Silencio, y más que silencio, comprensión. Los medios oficiales se encargan de decirnos que crea alarma social, y según ellos es más preocupante lo que hace un tironero o un robaperas que el cohecho, la prevaricación, la estafa o el enriquecimiento ilícito a costa de lo público. Eso no crea alarma, no preocupa, no desmoraliza, no atemoriza. ¿Lo llevamos dentro? Algunos sí. No hay más que verlos en las ruedas de prensa, en las poltronas, en los informativos, levantando la voz, con el traje almidonado, mandando callar, aferrándose al sillón del que salen las leyes consentidoras y los amiguitos del alma.
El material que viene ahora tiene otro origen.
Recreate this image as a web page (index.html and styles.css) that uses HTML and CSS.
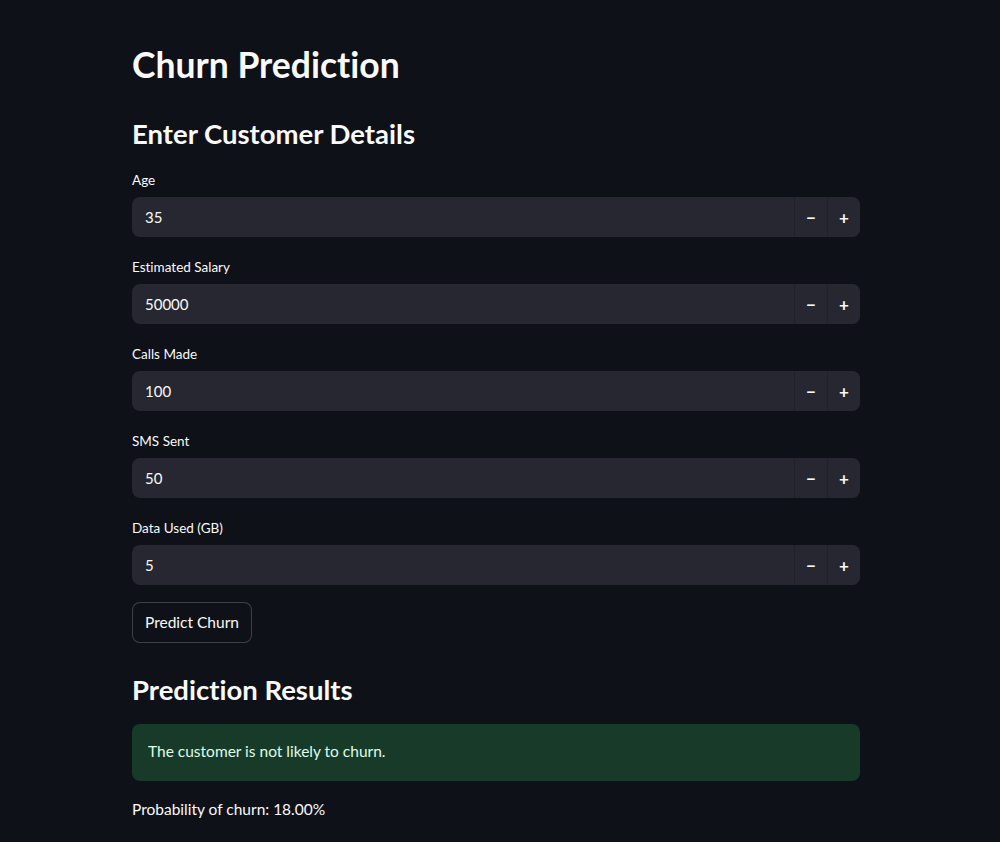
FILE: index.html
```html
<!DOCTYPE html>
<html lang="en">
<head>
  <meta charset="UTF-8">
  <title>Churn Prediction</title>
  <link rel="stylesheet" href="styles.css">
</head>
<body>
  <main class="app">
    <h1>Churn Prediction</h1>

    <h2>Enter Customer Details</h2>

    <div class="field">
      <label for="age">Age</label>
      <div class="number-input">
        <input id="age" type="text" value="35">
        <button class="step">&minus;</button>
        <button class="step">+</button>
      </div>
    </div>

    <div class="field">
      <label for="salary">Estimated Salary</label>
      <div class="number-input">
        <input id="salary" type="text" value="50000">
        <button class="step">&minus;</button>
        <button class="step">+</button>
      </div>
    </div>

    <div class="field">
      <label for="calls">Calls Made</label>
      <div class="number-input">
        <input id="calls" type="text" value="100">
        <button class="step">&minus;</button>
        <button class="step">+</button>
      </div>
    </div>

    <div class="field">
      <label for="sms">SMS Sent</label>
      <div class="number-input">
        <input id="sms" type="text" value="50">
        <button class="step">&minus;</button>
        <button class="step">+</button>
      </div>
    </div>

    <div class="field">
      <label for="data">Data Used (GB)</label>
      <div class="number-input">
        <input id="data" type="text" value="5">
        <button class="step">&minus;</button>
        <button class="step">+</button>
      </div>
    </div>

    <button class="predict">Predict Churn</button>

    <h2 class="results">Prediction Results</h2>

    <div class="alert">The customer is not likely to churn.</div>

    <p class="prob">Probability of churn: 18.00%</p>
  </main>
</body>
</html>
```

FILE: styles.css
```css
body {
  margin: 0;
  background: #0e1117;
  color: #fafafa;
  font-family: Lato, "Noto Sans", sans-serif;
  font-variant-ligatures: none;
}

.app {
  width: 728px;
  padding: 38px 0 0 132px;
}

h1 {
  margin: 0;
  font-size: 35.5px;
  line-height: 53px;
  font-weight: 700;
}

h2 {
  margin: 21px 0 15px;
  font-size: 27.5px;
  line-height: 43px;
  font-weight: 700;
}

.field {
  margin-bottom: 20px;
}

.field label {
  display: block;
  font-size: 13.5px;
  line-height: 20px;
  margin-bottom: 7px;
}

.number-input {
  display: flex;
  height: 40px;
  background: #262730;
  border-radius: 8px;
  overflow: hidden;
}

.number-input input {
  flex: 1;
  min-width: 0;
  border: none;
  outline: none;
  background: transparent;
  color: #fafafa;
  font-family: inherit;
  font-size: 15px;
  padding: 0 13px;
}

.step {
  width: 33px;
  border: none;
  border-left: 1px solid #1f2028;
  background: #262730;
  color: #fafafa;
  font-family: inherit;
  font-size: 17px;
  font-weight: 700;
  padding: 0;
}

.predict {
  margin-top: -3px;
  height: 41px;
  padding: 0 12px 2px;
  background: #0e1117;
  color: #fafafa;
  border: 1px solid rgba(250, 250, 250, 0.2);
  border-radius: 8px;
  font-family: inherit;
  font-size: 15.5px;
}

.results {
  margin: 25px 0 13px;
}

.alert {
  height: 57px;
  box-sizing: border-box;
  padding: 0 16px 3px;
  display: flex;
  align-items: center;
  background: #183b29;
  color: #dffde9;
  border-radius: 8px;
  font-size: 15.5px;
}

.prob {
  margin: 16px 0 0;
  font-size: 15.5px;
  line-height: 24px;
}
```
Apesta, provocan vómito. Se mira para otro lado, hablemos de Belén Esteban o del novio de la Duquesa, a ver si mientras tanto las cosas vuelven por donde solían y pillamos algo.

No, no hay más corrupción que antes. Eso es imposible. Sucede que lo mínimo que se puede esperar de una democracia es que actúe rápida y eficazmente contra quienes meten la mano en el saco, contra quienes utilizan las instituciones para personal provecho socavando los pilares mismos de la democracia. No es que sea alarmante el grado de corrupción que hoy padecen comunidades como la valenciana, la balear, la madrileña o la murciana, lo alarmante es que los bribones sigan andando bajo palio.